Direction: Copy out each line of the data holding "components".

Data block:
'''

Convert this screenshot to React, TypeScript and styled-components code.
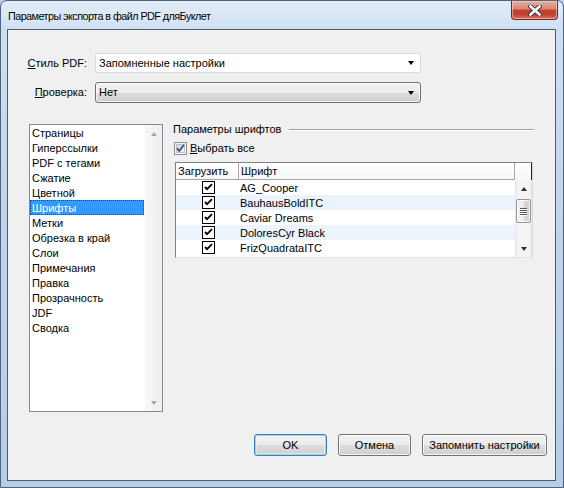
import React from "react";
import styled, { createGlobalStyle } from "styled-components";

const Global = createGlobalStyle`
  html, body { margin: 0; padding: 0; background: #b9d1ea; }
  body {
    width: 564px; height: 488px; overflow: hidden;
    font-family: "Liberation Sans", Arial, sans-serif;
    font-size: 11px; color: #000;
  }
  * { box-sizing: border-box; }
`;

const Window = styled.div`
  width: 564px;
  height: 488px;
  border: 1px solid #4f6478;
  border-radius: 7px 7px 0 0;
  background: linear-gradient(180deg, #e3edf8 0%, #cddff2 6%, #c1d6ed 40%, #b4cde8 100%);
  display: flex;
  flex-direction: column;
  padding: 0 7px 6px 6px;
  overflow: hidden;
`;

const TitleBar = styled.div`
  height: 28px;
  flex: none;
  display: flex;
  align-items: flex-start;
  justify-content: space-between;
  margin-right: -2px;
`;

const Title = styled.div`
  padding: 9px 0 0 1px;
  font-size: 10.8px;
  letter-spacing: -0.55px;
  line-height: 13px;
  color: #000;
  text-shadow: 0 0 6px rgba(255, 255, 255, 0.9);
`;

const CloseButton = styled.div`
  width: 47px;
  height: 19px;
  border: 1px solid #6b2b23;
  border-top: none;
  border-radius: 0 0 4px 4px;
  background: linear-gradient(180deg, #e6ada0 0%, #d88676 45%, #c4402f 50%, #c3412f 75%, #d8705e 100%);
  box-shadow: inset 0 0 0 1px rgba(255, 220, 210, 0.55);
  display: flex;
  align-items: center;
  justify-content: center;
`;

const Client = styled.div`
  flex: 1;
  border: 1px solid #4e5b69;
  background: #f0f0f0;
  display: flex;
  flex-direction: column;
  padding: 23px 8px 24px 0;
`;

const FormGrid = styled.div`
  display: grid;
  grid-template-columns: 79px 326px;
  column-gap: 8px;
  row-gap: 9px;
  align-items: center;
`;

const FieldLabel = styled.div`
  text-align: right;
  line-height: 13px;
`;

const ComboEditable = styled.div`
  height: 20px;
  border: 1px solid #dadada;
  border-radius: 2px;
  background: #fff;
  display: flex;
  align-items: center;
  padding: 0 3px 0 3px;
`;

const ComboButton = styled.div`
  height: 21px;
  border: 1px solid #707070;
  border-radius: 3px;
  background: linear-gradient(180deg, #f2f2f2 0%, #ebebeb 50%, #dddddd 51%, #cfcfcf 100%);
  box-shadow: inset 0 0 0 1px rgba(255, 255, 255, 0.7);
  display: flex;
  align-items: center;
  padding: 0 3px 0 3px;
`;

const ComboText = styled.div`
  flex: 1;
  line-height: 13px;
`;

const Arrow = styled.div`
  width: 0;
  height: 0;
  border-left: 3.5px solid transparent;
  border-right: 3.5px solid transparent;
  border-top: 4px solid #000;
  margin-right: 3px;
`;

const Body = styled.div`
  display: flex;
  margin-top: 21px;
  padding-left: 21px;
  gap: 10px;
  align-items: flex-start;
`;

const ListBox = styled.div`
  width: 134px;
  height: 288px;
  border: 1px solid #828790;
  background: #fff;
  display: flex;
`;

const ListItems = styled.div`
  flex: 1;
`;

const ListItem = styled.div<{ $selected?: boolean }>`
  height: 15px;
  line-height: 14px;
  padding: 1px 0 0 2px;
  margin-right: 1px;
  white-space: nowrap;
  background: ${(p) => (p.$selected ? "#3399ff" : "transparent")};
  color: ${(p) => (p.$selected ? "#fff" : "#000")};
  outline: ${(p) => (p.$selected ? "1px dotted #1a3f7a" : "none")};
  outline-offset: -1px;
`;

const ListScroll = styled.div`
  width: 17px;
  background: linear-gradient(90deg, #f7f7f7 0%, #eeeeee 100%);
  border-left: 1px solid #f4f4f4;
  display: flex;
  flex-direction: column;
  justify-content: space-between;
  align-items: center;
`;

const ArrowBox = styled.div`
  height: 17px;
  width: 100%;
  display: flex;
  align-items: center;
  justify-content: center;
`;

const TriUp = styled.div<{ $c?: string }>`
  width: 0;
  height: 0;
  border-left: 3.5px solid transparent;
  border-right: 3.5px solid transparent;
  border-bottom: 4px solid ${(p) => p.$c || "#303030"};
`;

const TriDown = styled.div<{ $c?: string }>`
  width: 0;
  height: 0;
  border-left: 3.5px solid transparent;
  border-right: 3.5px solid transparent;
  border-top: 4px solid ${(p) => p.$c || "#303030"};
`;

const RightPanel = styled.div`
  width: 361px;
  margin-top: -2px;
  display: flex;
  flex-direction: column;
`;

const GroupHeader = styled.div`
  display: flex;
  align-items: center;
  height: 14px;
  gap: 8px;
`;

const GroupTitle = styled.div`
  line-height: 13px;
  white-space: nowrap;
`;

const GroupLine = styled.div`
  flex: 1;
  height: 0;
  border-top: 1px solid #a0a0a0;
  border-bottom: 1px solid #fff;
  margin-top: 1px;
`;

const CheckRow = styled.label`
  display: flex;
  align-items: center;
  gap: 3px;
  margin: 6px 0 0 1px;
  height: 13px;
  line-height: 13px;
`;

const Table = styled.div`
  margin: 7px 0 0 2px;
  width: 358px;
  height: 96px;
  border-top: 1px solid #828282;
  border-left: 1px solid #828282;
  border-right: 1px solid #d8d8d8;
  border-bottom: 1px solid #e3e3e3;
  background: #fff;
  display: flex;
  flex-direction: column;
`;

const HeaderRow = styled.div`
  height: 17px;
  display: flex;
  background: linear-gradient(180deg, #ffffff 0%, #f6f6f6 100%);
`;

const HeaderCell = styled.div<{ $w: number }>`
  width: ${(p) => p.$w}px;
  border-right: 1px solid #a5a5a5;
  border-bottom: 1px solid #a5a5a5;
  padding-left: 2px;
  line-height: 16px;
  white-space: nowrap;
`;

const HeaderEnd = styled.div`
  flex: 1;
  border-right: 1px solid #202020;
`;

const TableBody = styled.div`
  flex: 1;
  display: flex;
`;

const Rows = styled.div`
  width: 339px;
`;

const Row = styled.div<{ $alt?: boolean }>`
  height: 15px;
  display: flex;
  align-items: center;
  background: ${(p) => (p.$alt ? "#ebf3fd" : "#fff")};
`;

const CheckCell = styled.div`
  width: 63px;
  display: flex;
  justify-content: center;
  padding-left: 2px;
`;

const NameCell = styled.div`
  padding: 1px 0 0 1px;
  line-height: 14px;
  white-space: nowrap;
`;

const VScroll = styled.div`
  width: 17px;
  background: linear-gradient(90deg, #e8e8e8 0%, #f5f5f5 20%, #f5f5f5 80%, #e8e8e8 100%);
  display: flex;
  flex-direction: column;
  align-items: center;
`;

const Thumb = styled.div`
  width: 15px;
  height: 24px;
  margin-top: 2px;
  border: 1px solid #959595;
  border-radius: 2px;
  background: linear-gradient(90deg, #f3f3f3 0%, #ebebeb 50%, #d9d9d9 51%, #cdcdcd 100%);
  box-shadow: inset 0 0 0 1px rgba(255, 255, 255, 0.8);
  display: flex;
  flex-direction: column;
  align-items: center;
  justify-content: center;
  gap: 1px;
`;

const Grip = styled.div`
  width: 7px;
  height: 1px;
  background: #555;
  box-shadow: 0 1px 0 #fff;
`;

const Spacer = styled.div`
  flex: 1;
`;

const ButtonRow = styled.div`
  display: flex;
  justify-content: flex-end;
  gap: 11px;
  margin-top: auto;
`;

const DialogButton = styled.div<{ $w: number; $default?: boolean }>`
  width: ${(p) => p.$w}px;
  height: 22px;
  border: 1px solid ${(p) => (p.$default ? "#3c7fb1" : "#707070")};
  border-radius: 3px;
  background: linear-gradient(180deg, #f2f2f2 0%, #ebebeb 50%, #dddddd 51%, #cfcfcf 100%);
  box-shadow: ${(p) =>
    p.$default
      ? "inset 0 0 0 1px #9ed3f0, inset 0 0 0 2px rgba(255,255,255,0.4)"
      : "inset 0 0 0 1px rgba(255,255,255,0.8)"};
  display: flex;
  align-items: center;
  justify-content: center;
  line-height: 13px;
  white-space: nowrap;
`;

const CloseGlyph = () => (
  <svg width="14" height="11" viewBox="0 0 14 11">
    <path d="M2.5 1.5 L11.5 9.5 M11.5 1.5 L2.5 9.5" stroke="#3b3b3b" strokeWidth="4.6" strokeLinecap="square" />
    <path d="M2.5 1.5 L11.5 9.5 M11.5 1.5 L2.5 9.5" stroke="#ffffff" strokeWidth="2.6" strokeLinecap="square" />
  </svg>
);

const Win7Check = () => (
  <svg width="13" height="13" viewBox="0 0 13 13">
    <defs>
      <linearGradient id="cbg" x1="0" y1="0" x2="1" y2="1">
        <stop offset="0" stopColor="#cbcfd5" />
        <stop offset="1" stopColor="#f6f6f6" />
      </linearGradient>
    </defs>
    <rect x="0.5" y="0.5" width="12" height="12" fill="#f4f4f4" stroke="#8e8f8f" />
    <rect x="2.5" y="2.5" width="8" height="8" fill="url(#cbg)" stroke="#c1c4c8" />
    <path d="M3 6.3 L5.2 9 L10 2.8" fill="none" stroke="#3b4f94" strokeWidth="1.8" />
  </svg>
);

const ClassicCheck = () => (
  <svg width="13" height="13" viewBox="0 0 13 13">
    <rect x="0.5" y="0.5" width="12" height="12" fill="#fff" stroke="#000" />
    <path d="M3 6 L5 8.2 L10 3.2" fill="none" stroke="#000" strokeWidth="1.9" />
  </svg>
);

const sections = [
  "Страницы",
  "Гиперссылки",
  "PDF с тегами",
  "Сжатие",
  "Цветной",
  "Шрифты",
  "Метки",
  "Обрезка в край",
  "Слои",
  "Примечания",
  "Правка",
  "Прозрачность",
  "JDF",
  "Сводка",
];

const fonts = ["AG_Cooper", "BauhausBoldITC", "Caviar Dreams", "DoloresCyr Black", "FrizQuadrataITC"];

export default function App() {
  return (
    <>
      <Global />
      <Window>
        <TitleBar>
          <Title>Параметры экспорта в файл PDF дляБуклет</Title>
          <CloseButton>
            <CloseGlyph />
          </CloseButton>
        </TitleBar>
        <Client>
          <FormGrid>
            <FieldLabel>
              <u>С</u>тиль PDF:
            </FieldLabel>
            <ComboEditable>
              <ComboText>Запомненные настройки</ComboText>
              <Arrow />
            </ComboEditable>
            <FieldLabel>
              <u>П</u>роверка:
            </FieldLabel>
            <ComboButton>
              <ComboText>Нет</ComboText>
              <Arrow />
            </ComboButton>
          </FormGrid>
          <Body>
            <ListBox>
              <ListItems>
                {sections.map((s) => (
                  <ListItem key={s} $selected={s === "Шрифты"}>
                    {s}
                  </ListItem>
                ))}
              </ListItems>
              <ListScroll>
                <ArrowBox>
                  <TriUp $c="#a7a7a7" />
                </ArrowBox>
                <ArrowBox>
                  <TriDown $c="#a7a7a7" />
                </ArrowBox>
              </ListScroll>
            </ListBox>
            <RightPanel>
              <GroupHeader>
                <GroupTitle>Параметры шрифтов</GroupTitle>
                <GroupLine />
              </GroupHeader>
              <CheckRow>
                <Win7Check />
                <span>
                  <u>В</u>ыбрать все
                </span>
              </CheckRow>
              <Table>
                <HeaderRow>
                  <HeaderCell $w={63}>Загрузить</HeaderCell>
                  <HeaderCell $w={276}>Шрифт</HeaderCell>
                  <HeaderEnd />
                </HeaderRow>
                <TableBody>
                  <Rows>
                    {fonts.map((f, i) => (
                      <Row key={f} $alt={i % 2 === 1}>
                        <CheckCell>
                          <ClassicCheck />
                        </CheckCell>
                        <NameCell>{f}</NameCell>
                      </Row>
                    ))}
                  </Rows>
                  <VScroll>
                    <ArrowBox>
                      <TriUp />
                    </ArrowBox>
                    <Thumb>
                      <Grip />
                      <Grip />
                      <Grip />
                      <Grip />
                    </Thumb>
                    <Spacer />
                    <ArrowBox>
                      <TriDown />
                    </ArrowBox>
                  </VScroll>
                </TableBody>
              </Table>
            </RightPanel>
          </Body>
          <ButtonRow>
            <DialogButton $w={73} $default>
              OK
            </DialogButton>
            <DialogButton $w={73}>Отмена</DialogButton>
            <DialogButton $w={125}>Запомнить настройки</DialogButton>
          </ButtonRow>
        </Client>
      </Window>
    </>
  );
}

'''

Reply:
Convert this screenshot to React, TypeScript and styled-components code.
import styled, { createGlobalStyle } from "styled-components";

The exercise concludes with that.